In their time, The Beatles achieved things that were unthinkable before their rise. The most culturally significant band of all time, from their music to their album covers, the Fab Four innovated and established the blueprint for the entire industry. Kicking things off with their debut single in 1962 and concluding their final offering, Let It Be, in 1970, the band released many notable tracks during this span, with one of the most accomplished being ‘A Day in the Life’.

A fascinating aspect of the band’s career is that getting a definitive hold on who wrote certain songs has never been simple. This is because, in the most collaborative sense possible, each member added facets that made the compositions come to life, which would not have been there without them. Famously, though, most of the songwriting is credited to the game-changing partnership of John Lennon and Paul McCartney, with the pair writing an eye-watering amount of influential material.

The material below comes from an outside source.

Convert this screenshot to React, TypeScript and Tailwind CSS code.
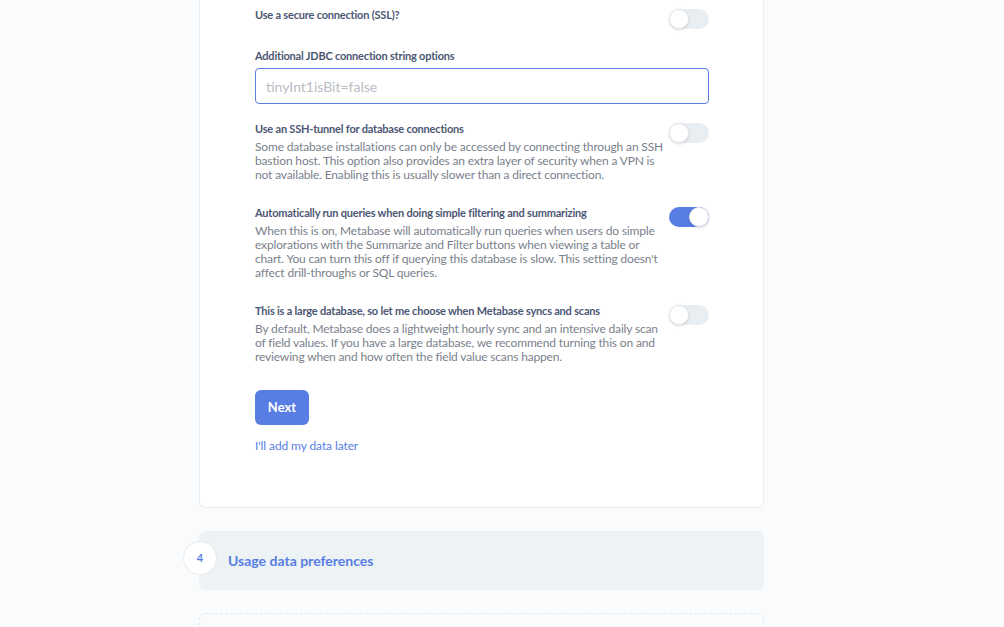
import React from "react";

function Toggle({ on }: { on?: boolean }) {
  return (
    <div
      className={`relative mt-px h-5 w-10 shrink-0 rounded-full ${on ? "bg-[#587ee3]" : "bg-[#e9eef2]"}`}
    >
      <div
        className={`absolute top-0 h-5 w-5 rounded-full border border-[#e4e8ec] bg-white shadow-[0_1px_3px_rgba(0,0,0,0.15)] ${on ? "right-0 border-[#587ee3]" : "left-0"}`}
      />
    </div>
  );
}

function Row({ label, desc, on }: { label: string; desc: string; on?: boolean }) {
  return (
    <div className="flex items-start justify-between">
      <div className="w-[410px]">
        <div className="mb-1 text-[11px] font-bold leading-[14px] tracking-[-0.2px] text-[#4c5773]">{label}</div>
        <div className="text-[12px] leading-[14px] tracking-[-0.16px] text-[#7a7f8c]">{desc}</div>
      </div>
      <Toggle on={on} />
    </div>
  );
}

export default function App() {
  return (
    <div
      className="min-h-[627px] w-full overflow-hidden bg-[#f9fbfc] pl-[199px]"
      style={{ fontFamily: "Lato, 'Noto Sans', sans-serif" }}
    >
      <div className="flex w-[565px] flex-col">
        <div className="rounded-b-md border border-t-0 border-[#eceff1] bg-white pb-[54px] pl-[55px] pr-[54px] pt-2">
          <div className="mb-5 flex items-start justify-between">
            <div className="text-[11px] font-bold leading-[14px] tracking-[-0.2px] text-[#4c5773]">
              Use a secure connection (SSL)?
            </div>
            <Toggle />
          </div>
          <div className="mb-[5px] text-[11px] font-bold leading-[14px] tracking-[-0.2px] text-[#4c5773]">
            Additional JDBC connection string options
          </div>
          <div className="mb-[18px] flex h-9 items-center rounded-[4px] border border-[#587ee3] px-[10px] text-[14px] text-[#b9bcc4]">
            tinyInt1isBit=false
          </div>
          <div className="flex flex-col gap-6">
            <Row
              label="Use an SSH-tunnel for database connections"
              desc="Some database installations can only be accessed by connecting through an SSH bastion host. This option also provides an extra layer of security when a VPN is not available. Enabling this is usually slower than a direct connection."
            />
            <Row
              on
              label="Automatically run queries when doing simple filtering and summarizing"
              desc="When this is on, Metabase will automatically run queries when users do simple explorations with the Summarize and Filter buttons when viewing a table or chart. You can turn this off if querying this database is slow. This setting doesn't affect drill-throughs or SQL queries."
            />
            <Row
              label="This is a large database, so let me choose when Metabase syncs and scans"
              desc="By default, Metabase does a lightweight hourly sync and an intensive daily scan of field values. If you have a large database, we recommend turning this on and reviewing when and how often the field value scans happen."
            />
          </div>
          <button className="mt-[26px] flex h-[35px] w-[54px] items-center justify-center rounded-md bg-[#587ee3] text-[13px] font-bold text-white">
            Next
          </button>
          <div className="mt-[14px] text-[12px] leading-[14px] tracking-[-0.1px] text-[#587ee3]">I'll add my data later</div>
        </div>

        <div className="relative mt-[23px] flex h-[59px] items-center rounded-md bg-[#edf2f5] pl-[29px]">
          <div className="absolute left-[-16px] top-[10px] flex h-[34px] w-[34px] items-center justify-center rounded-full border border-[#e8ecef] bg-white text-[11px] font-bold text-[#587ee3]">
            4
          </div>
          <div className="text-[14px] font-bold text-[#587ee3]">Usage data preferences</div>
        </div>

        <div className="mt-[23px] h-[60px] rounded-md border border-dashed border-[#e4e8eb] bg-[#f9fbfc]" />
      </div>
    </div>
  );
}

Regarding ‘A Day in the Life’, Lennon and McCartney are credited with bringing it into the world. The opening and closing segments were primarily written by Lennon, with McCartney penning most of the track’s middle section. In classic form, though, all four members had a hand in finishing the finalised version of the song.

Lennon explained to Rolling Stone: “‘A Day In The Life’ – that was something. I dug it. It was a good piece of work between Paul and me. I had the ‘I read the news today’ bit, and it turned Paul on. Now and then we really turn each other on with a bit of song, and he just said ‘yeah’ – bang, bang, like that. It just sort of happened beautifully.”

What is ‘A Day in the Life’ about?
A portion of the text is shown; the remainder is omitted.